§ **What to work on**:
Your task is to give the number of lines in the listing that include "components", and nothing else.

§ **Supplied material**:
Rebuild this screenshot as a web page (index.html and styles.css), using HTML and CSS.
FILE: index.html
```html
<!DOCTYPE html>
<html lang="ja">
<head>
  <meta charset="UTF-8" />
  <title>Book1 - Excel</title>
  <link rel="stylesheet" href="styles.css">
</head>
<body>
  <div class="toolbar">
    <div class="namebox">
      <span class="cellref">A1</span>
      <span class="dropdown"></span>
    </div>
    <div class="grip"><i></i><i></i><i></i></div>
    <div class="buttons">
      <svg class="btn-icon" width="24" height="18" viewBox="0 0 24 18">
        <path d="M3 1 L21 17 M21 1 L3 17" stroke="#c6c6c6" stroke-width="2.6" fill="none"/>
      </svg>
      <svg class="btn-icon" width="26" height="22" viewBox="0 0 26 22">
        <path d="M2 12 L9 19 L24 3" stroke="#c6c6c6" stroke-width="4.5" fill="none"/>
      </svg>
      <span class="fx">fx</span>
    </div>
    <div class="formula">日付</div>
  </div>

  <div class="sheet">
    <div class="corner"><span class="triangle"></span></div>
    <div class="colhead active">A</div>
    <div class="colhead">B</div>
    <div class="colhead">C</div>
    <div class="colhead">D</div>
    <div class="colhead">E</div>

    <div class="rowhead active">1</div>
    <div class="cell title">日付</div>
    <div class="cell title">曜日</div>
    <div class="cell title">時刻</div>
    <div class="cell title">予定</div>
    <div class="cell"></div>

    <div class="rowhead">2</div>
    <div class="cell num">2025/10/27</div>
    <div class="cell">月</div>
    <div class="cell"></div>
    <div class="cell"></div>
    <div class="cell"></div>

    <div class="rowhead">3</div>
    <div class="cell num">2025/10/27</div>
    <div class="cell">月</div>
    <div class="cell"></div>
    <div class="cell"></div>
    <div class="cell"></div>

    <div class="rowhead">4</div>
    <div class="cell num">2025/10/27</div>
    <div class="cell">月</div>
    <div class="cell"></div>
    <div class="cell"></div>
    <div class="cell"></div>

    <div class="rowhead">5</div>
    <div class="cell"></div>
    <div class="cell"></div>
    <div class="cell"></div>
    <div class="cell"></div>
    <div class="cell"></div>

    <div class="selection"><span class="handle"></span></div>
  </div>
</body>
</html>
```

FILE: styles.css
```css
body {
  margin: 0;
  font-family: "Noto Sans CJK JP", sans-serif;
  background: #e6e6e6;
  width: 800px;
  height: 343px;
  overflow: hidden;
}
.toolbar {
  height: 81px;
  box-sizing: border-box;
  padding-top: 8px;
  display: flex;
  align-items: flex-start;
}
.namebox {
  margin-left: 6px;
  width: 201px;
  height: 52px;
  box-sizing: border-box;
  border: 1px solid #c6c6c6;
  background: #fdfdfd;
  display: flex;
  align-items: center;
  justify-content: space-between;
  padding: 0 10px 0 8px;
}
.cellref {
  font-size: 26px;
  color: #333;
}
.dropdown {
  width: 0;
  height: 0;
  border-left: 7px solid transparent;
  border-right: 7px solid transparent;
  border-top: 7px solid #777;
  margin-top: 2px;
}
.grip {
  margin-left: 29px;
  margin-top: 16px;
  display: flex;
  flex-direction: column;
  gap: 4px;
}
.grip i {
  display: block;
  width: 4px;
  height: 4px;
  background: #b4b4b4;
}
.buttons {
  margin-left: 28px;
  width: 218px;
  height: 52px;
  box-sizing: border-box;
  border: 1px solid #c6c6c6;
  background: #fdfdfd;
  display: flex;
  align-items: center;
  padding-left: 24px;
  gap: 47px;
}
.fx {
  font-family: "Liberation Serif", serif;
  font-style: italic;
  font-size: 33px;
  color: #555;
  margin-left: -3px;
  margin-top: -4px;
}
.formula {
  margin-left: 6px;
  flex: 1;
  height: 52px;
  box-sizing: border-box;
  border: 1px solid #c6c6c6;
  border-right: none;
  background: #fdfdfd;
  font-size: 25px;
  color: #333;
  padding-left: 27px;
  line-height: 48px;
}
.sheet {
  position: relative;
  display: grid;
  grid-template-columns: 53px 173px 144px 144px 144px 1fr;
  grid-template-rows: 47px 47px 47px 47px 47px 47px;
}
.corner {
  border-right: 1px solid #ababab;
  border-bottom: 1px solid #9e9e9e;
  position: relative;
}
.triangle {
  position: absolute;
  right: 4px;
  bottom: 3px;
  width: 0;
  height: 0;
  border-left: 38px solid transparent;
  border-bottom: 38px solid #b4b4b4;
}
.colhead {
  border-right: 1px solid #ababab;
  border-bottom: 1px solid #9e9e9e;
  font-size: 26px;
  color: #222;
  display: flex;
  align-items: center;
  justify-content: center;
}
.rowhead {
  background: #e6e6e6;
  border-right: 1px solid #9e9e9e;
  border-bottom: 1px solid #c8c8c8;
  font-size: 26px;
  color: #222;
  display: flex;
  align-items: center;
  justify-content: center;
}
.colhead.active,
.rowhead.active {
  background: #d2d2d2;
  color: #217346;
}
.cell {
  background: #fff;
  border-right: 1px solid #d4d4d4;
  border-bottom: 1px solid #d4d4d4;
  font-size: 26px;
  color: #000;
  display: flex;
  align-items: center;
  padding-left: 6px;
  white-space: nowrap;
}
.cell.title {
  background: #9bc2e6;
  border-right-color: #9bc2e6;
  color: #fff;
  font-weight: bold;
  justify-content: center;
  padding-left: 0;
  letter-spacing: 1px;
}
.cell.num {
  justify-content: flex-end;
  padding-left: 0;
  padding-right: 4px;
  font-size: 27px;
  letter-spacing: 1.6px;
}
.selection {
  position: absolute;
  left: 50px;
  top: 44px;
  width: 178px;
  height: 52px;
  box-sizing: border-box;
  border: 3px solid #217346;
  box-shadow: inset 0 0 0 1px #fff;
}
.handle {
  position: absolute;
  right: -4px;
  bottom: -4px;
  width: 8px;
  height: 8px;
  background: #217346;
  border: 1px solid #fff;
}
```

--

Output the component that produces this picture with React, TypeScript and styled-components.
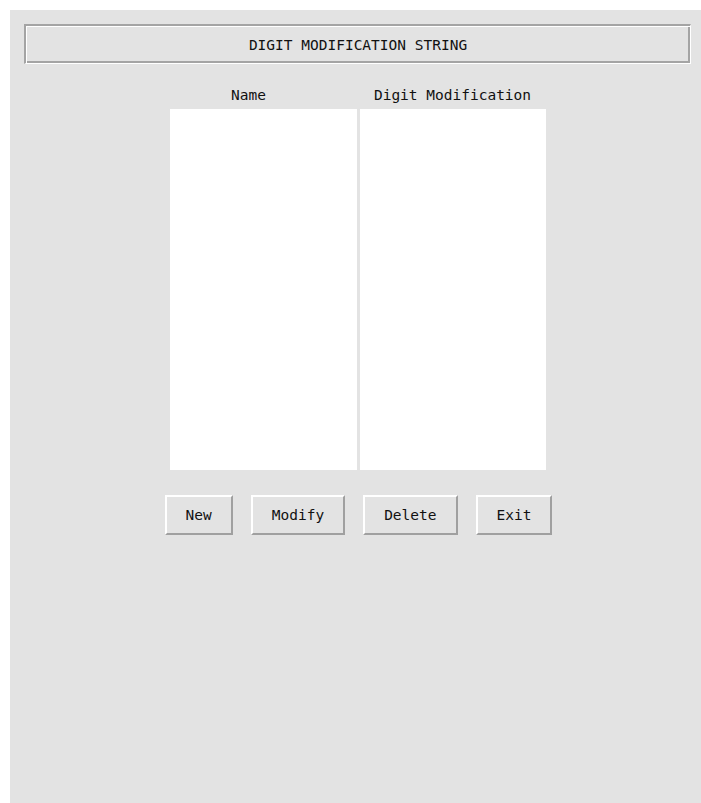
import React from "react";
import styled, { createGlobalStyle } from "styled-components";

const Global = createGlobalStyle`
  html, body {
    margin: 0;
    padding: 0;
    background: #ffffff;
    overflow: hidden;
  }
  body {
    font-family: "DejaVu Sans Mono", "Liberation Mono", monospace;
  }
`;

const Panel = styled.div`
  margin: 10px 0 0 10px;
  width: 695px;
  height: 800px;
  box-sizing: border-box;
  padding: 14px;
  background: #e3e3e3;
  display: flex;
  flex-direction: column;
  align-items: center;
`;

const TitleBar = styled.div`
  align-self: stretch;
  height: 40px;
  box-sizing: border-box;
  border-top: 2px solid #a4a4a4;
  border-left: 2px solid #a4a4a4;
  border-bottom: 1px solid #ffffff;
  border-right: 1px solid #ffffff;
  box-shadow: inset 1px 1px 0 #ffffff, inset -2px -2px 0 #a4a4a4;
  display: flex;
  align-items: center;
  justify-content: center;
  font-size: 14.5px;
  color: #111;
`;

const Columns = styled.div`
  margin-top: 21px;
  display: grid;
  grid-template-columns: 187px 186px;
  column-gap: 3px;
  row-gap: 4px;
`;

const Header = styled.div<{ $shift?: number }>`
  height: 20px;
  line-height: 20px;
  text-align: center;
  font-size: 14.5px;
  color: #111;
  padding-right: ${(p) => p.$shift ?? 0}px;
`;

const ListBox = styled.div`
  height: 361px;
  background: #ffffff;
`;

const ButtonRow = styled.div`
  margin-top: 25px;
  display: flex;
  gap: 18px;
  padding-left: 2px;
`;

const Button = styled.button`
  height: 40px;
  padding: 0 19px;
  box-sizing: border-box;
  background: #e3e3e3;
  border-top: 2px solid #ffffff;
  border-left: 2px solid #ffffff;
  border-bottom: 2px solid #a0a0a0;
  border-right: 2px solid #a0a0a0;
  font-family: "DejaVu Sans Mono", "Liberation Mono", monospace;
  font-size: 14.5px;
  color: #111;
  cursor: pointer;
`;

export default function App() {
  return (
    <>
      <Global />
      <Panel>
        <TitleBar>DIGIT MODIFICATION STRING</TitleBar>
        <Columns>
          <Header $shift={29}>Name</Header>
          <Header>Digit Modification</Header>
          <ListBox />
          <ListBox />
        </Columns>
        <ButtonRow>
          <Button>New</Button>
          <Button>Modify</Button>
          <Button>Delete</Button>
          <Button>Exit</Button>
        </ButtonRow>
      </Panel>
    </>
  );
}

§ **Output of the exercise**:
2